Enfin, cette solution peut aboutir à ce que soit privée d’effet la volonté d’un contractant de modifier le bénéficiaire du contrat, exprimée selon une forme autre que celles prévues par l’article L. 132-8, alors même que son caractère certain et non équivoque serait établi par des éléments de preuve autres que la connaissance de la substitution par l’assureur avant le décès de l’assuré.
Il se déduit de ce qui précède que la connaissance de cette volonté par l’assureur ne peut pas conditionner la validité de la substitution de bénéficiaire opérée par le contractant.
En conséquence, la jurisprudence rappelée ne peut être maintenue et il convient de juger désormais que la substitution du bénéficiaire d’un contrat d’assurance sur la vie, qui n’est subordonnée à aucune règle de forme, suppose seulement, pour sa validité, que la volonté du contractant soit exprimée d’une manière certaine et non équivoque, condition appréciée souverainement par les juges du fond.
Pour rejeter la demande en remboursement formée par l’assureur à l’encontre de la première bénéficiaire, l’arrêt retient que les demandes d’avenant établies par la suite n’ont pas été portées à la connaissance de l’assureur avant le décès de l’assuré et en déduit que ces demandes sont privées d’effet.

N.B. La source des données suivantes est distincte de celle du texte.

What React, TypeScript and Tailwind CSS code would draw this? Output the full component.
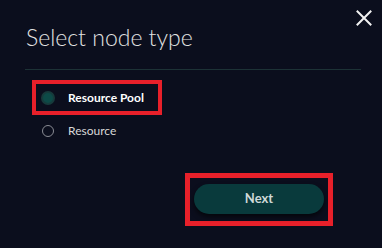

Si c’est conformément à l’état du droit issu de la jurisprudence constante que la cour d’appel a conditionné la validité de la substitution de bénéficiaire du contrat d’assurance sur la vie à la connaissance de cette modification par l’assureur avant le décès de l’assuré, il y a lieu à annulation de l’arrêt attaqué en application du présent revirement de jurisprudence.